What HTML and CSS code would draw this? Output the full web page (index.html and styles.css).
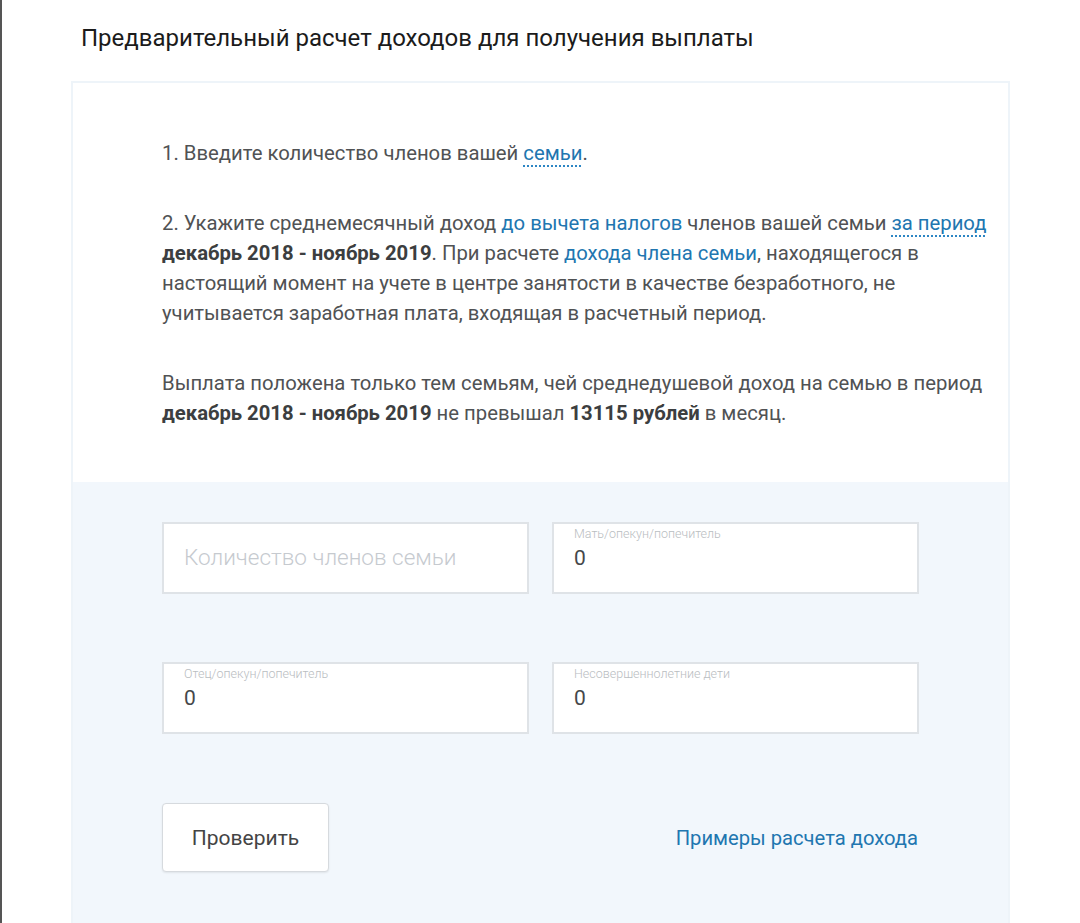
FILE: index.html
```html
<!DOCTYPE html>
<html lang="ru">
<head>
    <meta charset="UTF-8">
    <meta name="viewport" content="width=device-width, initial-scale=1.0">
    <title>Предварительный расчет доходов</title>
    <link rel="stylesheet" href="styles.css">
</head>
<body>
    <div class="page">
        <h1 class="title">Предварительный расчет доходов для получения выплаты</h1>

        <div class="card">
            <div class="card-info">
                <p>1. Введите количество членов вашей <a class="hint" href="#">семьи</a>.</p>
                <p>2. Укажите среднемесячный доход <a href="#">до вычета налогов</a> членов вашей семьи <a class="hint" href="#">за период</a>
                    <b>декабрь 2018 - ноябрь 2019</b>. При расчете <a href="#">дохода члена семьи</a>, находящегося в
                    настоящий момент на учете в центре занятости в качестве безработного, не
                    учитывается заработная плата, входящая в расчетный период.</p>
                <p>Выплата положена только тем семьям, чей среднедушевой доход на семью в период
                    <b>декабрь 2018 - ноябрь 2019</b> не превышал <b>13115 рублей</b> в месяц.</p>
            </div>

            <div class="card-form">
                <div class="fields">
                    <label class="field">
                        <input type="text" placeholder="Количество членов семьи">
                    </label>
                    <label class="field">
                        <span class="field-label">Мать/опекун/попечитель</span>
                        <input type="text" value="0">
                    </label>
                    <label class="field">
                        <span class="field-label">Отец/опекун/попечитель</span>
                        <input type="text" value="0">
                    </label>
                    <label class="field">
                        <span class="field-label">Несовершеннолетние дети</span>
                        <input type="text" value="0">
                    </label>
                </div>

                <div class="actions">
                    <button class="btn">Проверить</button>
                    <a class="examples" href="#">Примеры расчета дохода</a>
                </div>
            </div>
        </div>
    </div>
</body>
</html>
```

FILE: styles.css
```css
body {
    margin: 0;
    padding: 0;
    background: #fff;
    font-family: Roboto, "Noto Sans", sans-serif;
}

.page {
    min-height: 923px;
    box-sizing: border-box;
    border-left: 2px solid #555;
    padding: 0 70px 0 69px;
}

.title {
    margin: 0;
    padding: 24px 0 0 10px;
    font-size: 24px;
    line-height: 28px;
    font-weight: 400;
    color: #1b1b1b;
}

.card {
    margin-top: 29px;
    width: 939px;
    box-sizing: border-box;
    border: 2px solid #eef4f9;
    border-bottom: none;
}

.card-info {
    padding: 55px 18px 54px 89px;
    color: #505254;
    font-size: 20.3px;
    line-height: 30px;
}

.card-info p {
    margin: 0 0 40px 0;
}

.card-info p:last-child {
    margin-bottom: 0;
}

.card-info b {
    color: #3c3e40;
    font-weight: 700;
}

.card-info a {
    color: #2176b0;
    text-decoration: none;
}

.card-info a.hint {
    text-decoration: underline dotted #2d86c4;
    text-decoration-thickness: 2px;
    text-underline-offset: 5px;
}

.card-form {
    background: #f2f7fc;
    padding: 40px 90px 60px 89px;
}

.fields {
    display: grid;
    grid-template-columns: 367px 367px;
    column-gap: 23px;
    row-gap: 68px;
}

.field {
    display: flex;
    flex-direction: column;
    justify-content: center;
    height: 72px;
    box-sizing: border-box;
    border: 2px solid #dfe3e7;
    background: #fff;
    padding: 0 20px;
    position: relative;
}

.field-label {
    position: absolute;
    top: 2px;
    left: 20px;
    font-size: 12.5px;
    font-weight: 300;
    color: #b9bdc1;
}

.field input {
    border: none;
    outline: none;
    padding: 0;
    margin: 0;
    width: 100%;
    background: transparent;
    font-family: Roboto, sans-serif;
    font-size: 21px;
    color: #45474a;
}

.field input::placeholder {
    font-weight: 300;
    font-size: 22.5px;
    color: #c6cacf;
}

.actions {
    margin-top: 69px;
    display: flex;
    justify-content: space-between;
    align-items: center;
}

.btn {
    width: 167px;
    height: 69px;
    background: #fff;
    border: 1px solid #d6dade;
    border-radius: 4px;
    box-shadow: 0 1px 2px rgba(0, 0, 0, 0.08);
    font-family: Roboto, sans-serif;
    font-size: 21px;
    color: #444;
}

.examples {
    font-size: 20.2px;
    color: #2176b0;
    text-decoration: none;
}
```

^^^^^^^^^^^^^^^^

### [Exercise goal]
Working from the lines above, reproduce the material exactly and exclude its pictures.

### [Finished exercise]
What HTML and CSS code would draw this? Output the full web page (index.html and styles.css).
FILE: index.html
```html
<!DOCTYPE html>
<html lang="ru">
<head>
    <meta charset="UTF-8">
    <meta name="viewport" content="width=device-width, initial-scale=1.0">
    <title>Предварительный расчет доходов</title>
    <link rel="stylesheet" href="styles.css">
</head>
<body>
    <div class="page">
        <h1 class="title">Предварительный расчет доходов для получения выплаты</h1>

        <div class="card">
            <div class="card-info">
                <p>1. Введите количество членов вашей <a class="hint" href="#">семьи</a>.</p>
                <p>2. Укажите среднемесячный доход <a href="#">до вычета налогов</a> членов вашей семьи <a class="hint" href="#">за период</a>
                    <b>декабрь 2018 - ноябрь 2019</b>. При расчете <a href="#">дохода члена семьи</a>, находящегося в
                    настоящий момент на учете в центре занятости в качестве безработного, не
                    учитывается заработная плата, входящая в расчетный период.</p>
                <p>Выплата положена только тем семьям, чей среднедушевой доход на семью в период
                    <b>декабрь 2018 - ноябрь 2019</b> не превышал <b>13115 рублей</b> в месяц.</p>
            </div>

            <div class="card-form">
                <div class="fields">
                    <label class="field">
                        <input type="text" placeholder="Количество членов семьи">
                    </label>
                    <label class="field">
                        <span class="field-label">Мать/опекун/попечитель</span>
                        <input type="text" value="0">
                    </label>
                    <label class="field">
                        <span class="field-label">Отец/опекун/попечитель</span>
                        <input type="text" value="0">
                    </label>
                    <label class="field">
                        <span class="field-label">Несовершеннолетние дети</span>
                        <input type="text" value="0">
                    </label>
                </div>

                <div class="actions">
                    <button class="btn">Проверить</button>
                    <a class="examples" href="#">Примеры расчета дохода</a>
                </div>
            </div>
        </div>
    </div>
</body>
</html>
```

FILE: styles.css
```css
body {
    margin: 0;
    padding: 0;
    background: #fff;
    font-family: Roboto, "Noto Sans", sans-serif;
}

.page {
    min-height: 923px;
    box-sizing: border-box;
    border-left: 2px solid #555;
    padding: 0 70px 0 69px;
}

.title {
    margin: 0;
    padding: 24px 0 0 10px;
    font-size: 24px;
    line-height: 28px;
    font-weight: 400;
    color: #1b1b1b;
}

.card {
    margin-top: 29px;
    width: 939px;
    box-sizing: border-box;
    border: 2px solid #eef4f9;
    border-bottom: none;
}

.card-info {
    padding: 55px 18px 54px 89px;
    color: #505254;
    font-size: 20.3px;
    line-height: 30px;
}

.card-info p {
    margin: 0 0 40px 0;
}

.card-info p:last-child {
    margin-bottom: 0;
}

.card-info b {
    color: #3c3e40;
    font-weight: 700;
}

.card-info a {
    color: #2176b0;
    text-decoration: none;
}

.card-info a.hint {
    text-decoration: underline dotted #2d86c4;
    text-decoration-thickness: 2px;
    text-underline-offset: 5px;
}

.card-form {
    background: #f2f7fc;
    padding: 40px 90px 60px 89px;
}

.fields {
    display: grid;
    grid-template-columns: 367px 367px;
    column-gap: 23px;
    row-gap: 68px;
}

.field {
    display: flex;
    flex-direction: column;
    justify-content: center;
    height: 72px;
    box-sizing: border-box;
    border: 2px solid #dfe3e7;
    background: #fff;
    padding: 0 20px;
    position: relative;
}

.field-label {
    position: absolute;
    top: 2px;
    left: 20px;
    font-size: 12.5px;
    font-weight: 300;
    color: #b9bdc1;
}

.field input {
    border: none;
    outline: none;
    padding: 0;
    margin: 0;
    width: 100%;
    background: transparent;
    font-family: Roboto, sans-serif;
    font-size: 21px;
    color: #45474a;
}

.field input::placeholder {
    font-weight: 300;
    font-size: 22.5px;
    color: #c6cacf;
}

.actions {
    margin-top: 69px;
    display: flex;
    justify-content: space-between;
    align-items: center;
}

.btn {
    width: 167px;
    height: 69px;
    background: #fff;
    border: 1px solid #d6dade;
    border-radius: 4px;
    box-shadow: 0 1px 2px rgba(0, 0, 0, 0.08);
    font-family: Roboto, sans-serif;
    font-size: 21px;
    color: #444;
}

.examples {
    font-size: 20.2px;
    color: #2176b0;
    text-decoration: none;
}
```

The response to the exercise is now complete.